Beautiful fish everyone!! :thumb: :thumb: :thumb:

Wish I had a FH myself but it's not to be so instead I will just :drooling: over yours!


----------



## lil mama (Nov 24, 2007)

heylady said:


> Beautiful fish everyone!! :thumb: :thumb: :thumb:
> 
> Wish I had a FH myself but it's not to be so instead I will just :drooling: over yours!


But you have an SRT!  You should enter your fish in the contest.


----------



## Bkeen (Mar 13, 2009)

lil mama said:


> heylady said:
> 
> 
> > Beautiful fish everyone!! :thumb: :thumb: :thumb:
> ...


 +1 rules per the original post.


----------



## heylady (Oct 14, 2004)

I wasn't going to enter because I take such lousy pictures. And this guy won't hold still when I'm near the tank. And the tank is kinda dark right now because the one light went out and I just grabbed an old bulb I had laying around. And blah, blah, blah. 
But I figured these were semi-okay because they are showing his texas side which is interesting to see...he is much more red in person. Not nearly as blurry too :wink:


----------



## lil mama (Nov 24, 2007)

OH WOW!  He is awesome! He is really growing for you too.
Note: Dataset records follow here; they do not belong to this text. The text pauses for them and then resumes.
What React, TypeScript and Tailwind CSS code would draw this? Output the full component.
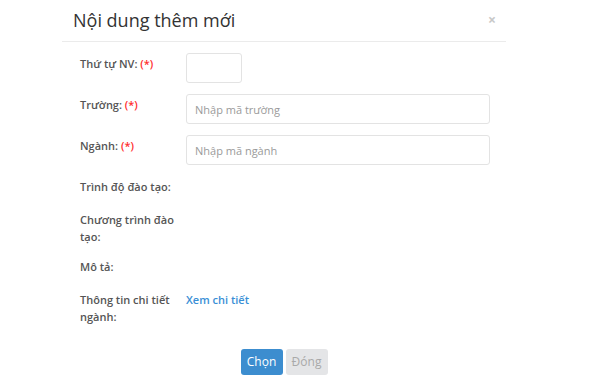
import React from "react";

const font = { fontFamily: '"Open Sans", "Noto Sans", sans-serif' };

function Label({ children, req }: { children: React.ReactNode; req?: boolean }) {
  return (
    <div className="w-[106px] shrink-0 pr-[12px] pt-[2px] text-[11px] leading-[17px] font-semibold text-[#555]">
      {children}
      {req && <span className="text-[#ff2d2d]"> (*)</span>}
    </div>
  );
}

export default function App() {
  return (
    <div className="w-[600px] h-[389px] bg-white overflow-hidden" style={font}>
      <div className="ml-[62px] w-[444px]">
        <div className="flex items-start justify-between pl-[11px] pr-[10px] pt-[7px] pb-[8px] border-b border-[#ebebeb]">
          <div className="text-[18px] leading-[26px] text-[#333]">Nội dung thêm mới</div>
          <div className="text-[14px] leading-[26px] text-[#c8c8c8] font-bold">×</div>
        </div>
        <div className="pl-[18px] pt-[11px] flex flex-col gap-[11px]">
          <div className="flex items-start">
            <Label req>Thứ tự NV:</Label>
            <input className="w-[56px] h-[30px] border border-[#e3e3e3] rounded-[3px] outline-none" />
          </div>
          <div className="flex items-start">
            <Label req>Trường:</Label>
            <input
              placeholder="Nhập mã trường"
              className="w-[304px] h-[30px] border border-[#e3e3e3] rounded-[3px] px-[8px] text-[11px] text-[#555] placeholder:text-[#9a9a9a] outline-none"
            />
          </div>
          <div className="flex items-start">
            <Label req>Ngành:</Label>
            <input
              placeholder="Nhập mã ngành"
              className="w-[304px] h-[30px] border border-[#e3e3e3] rounded-[3px] px-[8px] text-[11px] text-[#555] placeholder:text-[#9a9a9a] outline-none"
            />
          </div>
          <div className="flex items-start min-h-[22px]">
            <Label>Trình độ đào tạo:</Label>
          </div>
          <div className="flex items-start min-h-[22px]">
            <Label>Chương trình đào tạo:</Label>
          </div>
          <div className="flex items-start min-h-[22px]">
            <Label>Mô tả:</Label>
          </div>
          <div className="flex items-start min-h-[22px]">
            <Label>Thông tin chi tiết ngành:</Label>
            <a className="pt-[2px] text-[11px] leading-[17px] font-semibold text-[#3a8fd6] cursor-pointer">Xem chi tiết</a>
          </div>
        </div>
        <div className="flex justify-center gap-[3px] mt-[24px]">
          <button className="w-[42px] h-[26px] rounded-[3px] bg-[#3c8dcf] text-white text-[12px]">Chọn</button>
          <button className="w-[42px] h-[26px] rounded-[3px] bg-[#e4e5e7] text-[#a9a9a9] text-[12px]">Đóng</button>
        </div>
      </div>
    </div>
  );
}
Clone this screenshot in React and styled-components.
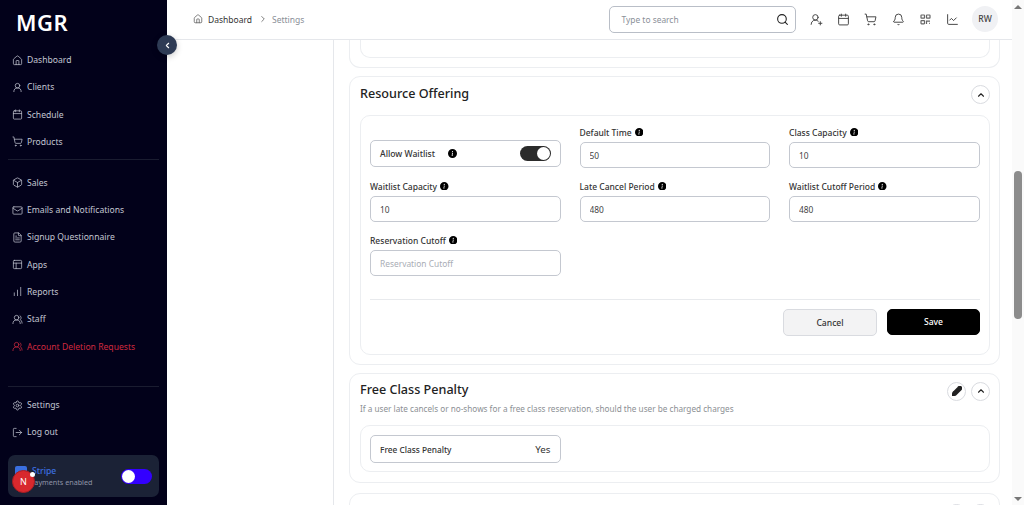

How big is he now? His pearl spotting is gorgeous. Ok I take far worse picture than you do ....far worse. Your pics are great, we all have had that fish (or two) that hid every time you get the camera out. You sit by the tank for 15 minutes just to get one lousy shot. :lol: You should be very proud of him he has such rich color to him.


----------



## heylady (Oct 14, 2004)

Thanks Liz... 

He's about 4.5" TL right now...I think the coolest thing about him is the way his color changes and he gets that half black thing going on....wish I could find another one like him...I will call you if I do believe me!!! Oh and the spangles have a bluish tinge to them which is very nice...


----------



## lil mama (Nov 24, 2007)

I know on my Escondido that half black thing was breeding colors. I wonder if that's breeding colors on yours? I am getting my daughters corner bow front tank. I think it's 65g. I am so ready for my SRT!


----------



## Nathan43 (Jul 9, 2007)

Here are some of my flowerhorn and red texas growouts.
























My Short Bodies


----------



## Bkeen (Mar 13, 2009)

New pic of mine


----------



## Nathan43 (Jul 9, 2007)

Wow, he has become quite the looker, great fish!


----------



## Bkeen (Mar 13, 2009)

Nathan43 said:


> Wow, he has become quite the looker, great fish!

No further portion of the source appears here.